REQUIRED TASK: Without the pictures, print the lines running from the beginning of the material to the line containing "import React from 'react'", both ends included.
--- DATASET SECTION ---
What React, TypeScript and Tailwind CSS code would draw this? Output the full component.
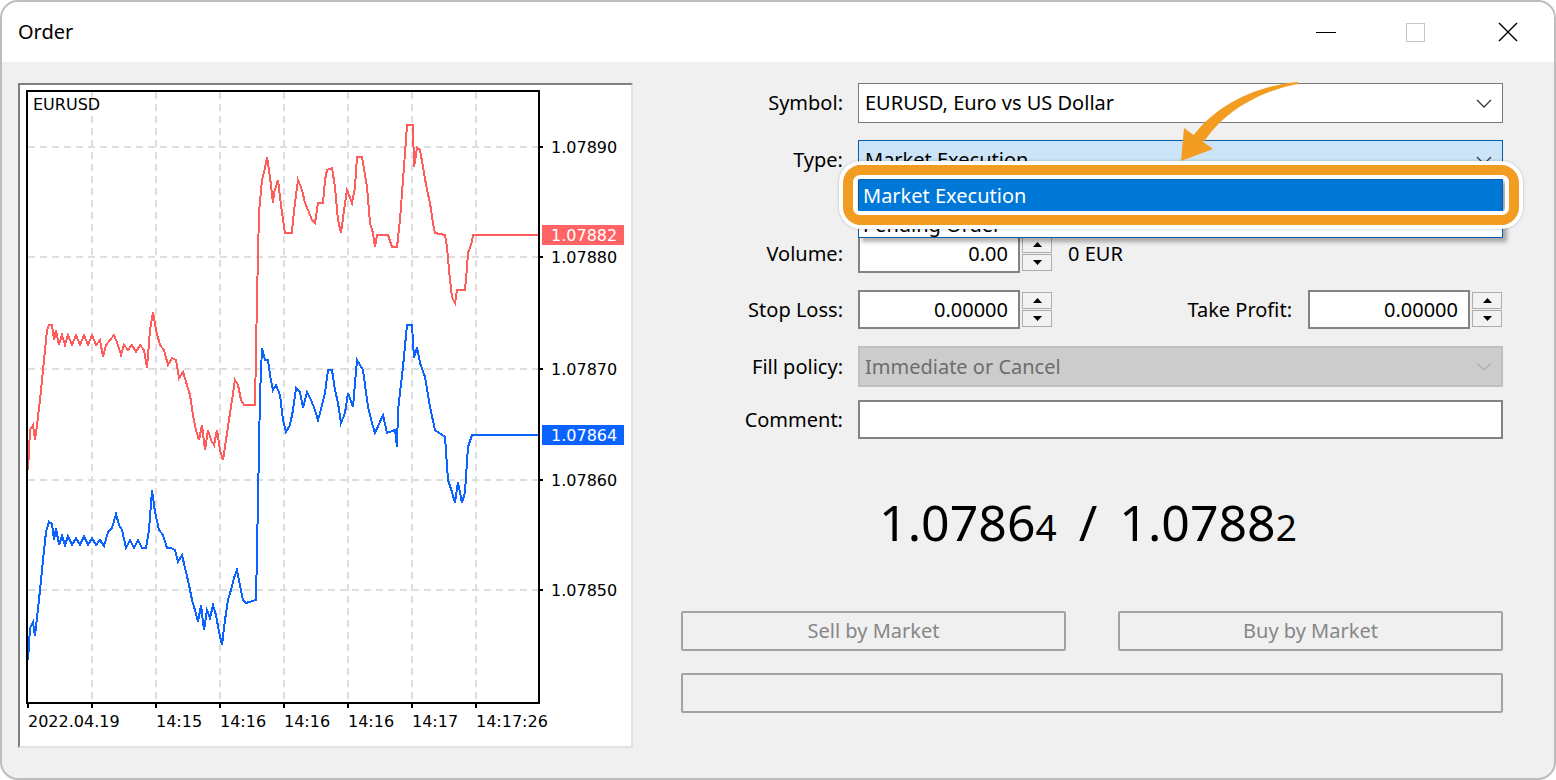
import React from 'react'

const ASK =
  '28,470 30,430 33,425 35,440 37,425 40,400 43,370 45,350 47,330 49,325 52,325 54,340 56,330 59,345 62,335 65,345 68,335 72,345 76,335 80,345 84,335 88,345 92,335 96,345 100,340 103,357 106,345 110,340 114,335 118,345 121,355 124,345 128,350 132,345 136,352 140,345 144,350 147,368 150,330 153,312 156,330 160,345 164,350 168,365 172,358 176,360 179,378 183,372 187,385 190,395 193,415 196,430 199,440 202,425 205,450 208,430 211,440 214,445 217,430 220,450 223,460 226,440 229,420 232,400 235,380 238,385 241,400 244,405 255,405 257,297 259,213 262,180 265,168 267,157 270,177 273,203 274,193 278,180 280,197 283,220 285,233 292,233 293,220 295,203 298,180 302,190 305,203 308,210 312,220 315,223 318,203 323,203 325,180 327,170 332,168 335,187 338,220 341,233 345,203 347,190 352,203 355,187 357,157 362,157 367,187 370,223 373,233 375,247 377,235 388,235 392,247 397,247 400,220 402,193 405,153 407,125 413,125 414,167 417,148 420,150 423,167 427,190 430,203 433,223 435,233 445,235 447,247 450,280 452,297 455,303 457,290 465,290 467,268 468,253 472,242 473,235 539,235'

const BID =
  '28,660 30,628 33,622 35,636 37,618 40,590 43,560 46,532 49,522 52,524 54,540 56,528 59,545 62,536 65,545 68,536 72,545 76,538 80,545 84,536 88,545 92,538 96,545 100,540 104,546 108,532 112,528 116,514 119,525 122,530 126,548 130,540 134,548 138,540 142,548 146,548 149,530 152,490 155,512 159,530 163,535 167,548 171,548 175,550 178,562 182,555 186,572 189,585 192,600 195,610 198,622 201,605 204,630 207,610 210,618 213,605 216,615 219,632 222,645 225,620 228,600 231,590 234,578 237,570 240,585 243,600 246,603 256,600 258,500 260,395 262,348 265,360 268,360 270,375 273,390 276,385 280,395 283,420 286,432 290,425 293,410 296,388 300,392 303,408 307,392 311,400 315,410 318,420 320,413 325,393 328,370 332,370 335,390 338,403 341,423 345,413 348,393 353,407 357,360 363,370 368,407 372,423 375,433 383,415 387,433 395,430 397,447 398,410 403,367 407,325 412,325 414,358 417,347 420,363 425,377 430,407 435,430 445,437 448,480 452,492 455,503 458,482 462,503 465,492 468,447 472,435 539,435'

const gridX = [92, 156, 220, 284, 348, 412, 476]
const gridY = [147, 257, 369, 480, 590]
const prices = ['1.07890', '1.07880', '1.07870', '1.07860', '1.07850']
const times: [number, string][] = [
  [28, '2022.04.19'],
  [156, '14:15'],
  [220, '14:16'],
  [284, '14:16'],
  [348, '14:16'],
  [412, '14:17'],
  [476, '14:17:26'],
]

function Chart() {
  return (
    <svg width="611" height="661" viewBox="20 85 611 661" className="block" fontFamily="'DejaVu Sans', sans-serif" fontSize="16">
      {gridX.map((x) => (
        <line key={x} x1={x} y1={92} x2={x} y2={702} stroke="#dedede" strokeWidth="2" strokeDasharray="7 5" />
      ))}
      {gridY.map((y) => (
        <line key={y} x1={28} y1={y} x2={538} y2={y} stroke="#dedede" strokeWidth="2" strokeDasharray="7 5" />
      ))}
      <polyline points={ASK} fill="none" stroke="#ff5c5c" strokeWidth="2" strokeLinejoin="miter" shapeRendering="crispEdges" />
      <polyline points={BID} fill="none" stroke="#0b63ff" strokeWidth="2" strokeLinejoin="miter" shapeRendering="crispEdges" />
      <rect x="27" y="91" width="512" height="612" fill="none" stroke="#000" strokeWidth="2" />

      <text x="33" y="110" fill="#000">EURUSD</text>

      {gridY.map((y, i) => (
        <g key={y}>
          <line x1={539} y1={y} x2={543} y2={y} stroke="#000" strokeWidth="2" />
          <text x="551" y={y + 6} fill="#000">{prices[i]}</text>
        </g>
      ))}
      {[28, ...gridX].map((x) => (
        <line key={x} x1={x} y1={703} x2={x} y2={708} stroke="#000" strokeWidth="2" />
      ))}
      {times.map(([x, t], i) => (
        <text key={i} x={x} y={727} fill="#000">{t}</text>
      ))}

      <rect x="542" y="225" width="82" height="20" fill="#ff6363" />
      <text x="551" y="241" fill="#fff">1.07882</text>
      <rect x="542" y="425" width="82" height="20" fill="#0b63ff" />
      <text x="551" y="441" fill="#fff">1.07864</text>
    </svg>
  )
}

function Chevron({ color = '#3a3a3a' }: { color?: string }) {
  return (
    <svg width="16" height="9" viewBox="0 0 16 9">
      <path d="M1 1l7 7 7-7" fill="none" stroke={color} strokeWidth="1.3" />
    </svg>
  )
}

function Spinner() {
  return (
    <div className="ml-[2px] flex h-[35px] w-[30px] flex-col gap-px">
      <div className="flex flex-1 items-center justify-center border border-[#adadad] bg-[#f2f2f2]">
        <svg width="9" height="5" viewBox="0 0 9 5">
          <path d="M4.5 0L9 5H0z" fill="#000" />
        </svg>
      </div>
      <div className="flex flex-1 items-center justify-center border border-[#adadad] bg-[#f2f2f2]">
        <svg width="9" height="5" viewBox="0 0 9 5">
          <path d="M0 0h9L4.5 5z" fill="#000" />
        </svg>
      </div>
    </div>
  )
}

function NumInput({ value }: { value: string }) {
  return (
    <div className="flex h-full w-[162px] items-center justify-end border-2 border-[#838383] bg-white pr-[10px]">
      {value}
    </div>
  )
}

function Row({ label, className, children }: { label: string; className: string; children: React.ReactNode }) {
  return (
    <div className={`flex items-center ${className}`}>
      <div className="w-[162px] text-right">{label}</div>
      <div className="ml-[15px] flex h-full flex-1 items-center">{children}</div>
    </div>
  )
}

export default function App() {
  return (
    <div className="h-[780px] w-[1556px] bg-white text-[20px] text-black" style={{ fontFamily: "'Noto Sans', 'Open Sans', sans-serif" }}>
      <div className="flex h-[780px] w-[1556px] flex-col overflow-hidden rounded-[18px] border-2 border-[#bdbdbd] bg-[#f0f0f0]">
        {/* Title bar */}
        <div className="flex h-[60px] items-center bg-white pl-[16px] pr-[36px]">
          <span>Order</span>
          <div className="ml-auto flex items-center">
            <div className="h-px w-[20px] bg-black" />
            <div className="ml-[70px] h-[19px] w-[19px] border border-[#c6c6c6]" />
            <svg className="ml-[73px]" width="20" height="20" viewBox="0 0 20 20">
              <path d="M1 1L19 19M19 1L1 19" stroke="#000" strokeWidth="1.4" />
            </svg>
          </div>
        </div>

        {/* Body */}
        <div className="flex flex-1 pl-[16px] pt-[21px]">
          <div className="h-[665px] w-[615px] border-2 border-b-[#e2e2e2] border-l-[#808080] border-r-[#e2e2e2] border-t-[#808080] bg-white">
            <Chart />
          </div>

          <div className="ml-[48px] flex w-[822px] flex-col">
            <Row label="Symbol:" className="h-[40px]">
              <div className="flex h-full w-[645px] items-center justify-between border border-[#7a7a7a] bg-white pl-[6px] pr-[10px]">
                <span>EURUSD, Euro vs US Dollar</span>
                <Chevron />
              </div>
            </Row>

            <Row label="Type:" className="mt-[17px] h-[40px]">
              <div className="relative flex h-full w-[645px] items-center justify-between border border-[#0b5cab] bg-[#cce4f7] pl-[6px] pr-[10px]">
                <span>Market Execution</span>
                <Chevron />

                {/* open list */}
                <div className="absolute left-[-1px] top-[38px] z-10 flex w-[645px] flex-col border border-[#0b5cab] bg-white shadow-[4px_4px_4px_rgba(0,0,0,0.3)]">
                  <div className="flex h-[32px] items-center bg-[#0078d7] pl-[4px] text-white">Market Execution</div>
                  <div className="flex h-[25px] items-center pl-[4px]">Pending Order</div>
                </div>

                {/* highlight ring */}
                <div className="absolute left-[-20px] top-[20px] z-20 h-[68px] w-[684px] rounded-[22px] border-[4px] border-white shadow-[0_0_3px_rgba(0,0,0,0.25)]">
                  <div className="h-full w-full rounded-[18px] border-[10px] border-[#f39c22]">
                    <div className="h-full w-full rounded-[7px] border-[4px] border-white" />
                  </div>
                </div>

                {/* arrow */}
                <svg className="absolute left-[311px] top-[-63px] z-30" width="130" height="90" viewBox="1170 78 130 90">
                  <path d="M1298 82C1252 86 1214 108 1193 136L1204 142C1222 114 1256 92 1298 84Z" fill="#f39c22" />
                  <polygon points="1181,161 1184,128 1213,149" fill="#f39c22" />
                </svg>
              </div>
            </Row>

            <Row label="Volume:" className="mt-[54px] h-[39px]">
              <NumInput value="0.00" />
              <Spinner />
              <span className="ml-[16px]">0 EUR</span>
            </Row>

            <Row label="Stop Loss:" className="mt-[17px] h-[39px]">
              <NumInput value="0.00000" />
              <Spinner />
              <span className="ml-auto">Take Profit:</span>
              <div className="ml-[16px] h-full">
                <NumInput value="0.00000" />
              </div>
              <Spinner />
              <div className="w-px" />
            </Row>

            <Row label="Fill policy:" className="mt-[17px] h-[41px]">
              <div className="flex h-full w-[645px] items-center justify-between border-2 border-[#bfbfbf] bg-[#cccccc] pl-[5px] pr-[9px] text-[#6d6d6d]">
                <span>Immediate or Cancel</span>
                <Chevron color="#b0b0b0" />
              </div>
            </Row>

            <Row label="Comment:" className="mt-[13px] h-[39px]">
              <div className="h-full w-[645px] border-2 border-[#838383] bg-white" />
            </Row>

            <div className="mt-[53px] flex h-[60px] items-center justify-center leading-none">
              <span className="ml-[-8px] text-[50px]">
                1.0786<span className="text-[37px]">4</span>
                <span className="mx-[22px]">/</span>
                1.0788<span className="text-[37px]">2</span>
              </span>
            </div>

            <div className="mt-[59px] grid h-[40px] grid-cols-2 gap-[52px]">
              <div className="flex items-center justify-center rounded-[2px] border-2 border-[#a3a3a3] text-[#878787]">Sell by Market</div>
              <div className="flex items-center justify-center rounded-[2px] border-2 border-[#a3a3a3] text-[#878787]">Buy by Market</div>
            </div>
            <div className="mt-[22px] h-[40px] rounded-[2px] border-2 border-[#a3a3a3]" />
          </div>
        </div>
      </div>
    </div>
  )
}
---
ANSWER:
What React, TypeScript and Tailwind CSS code would draw this? Output the full component.
import React from 'react'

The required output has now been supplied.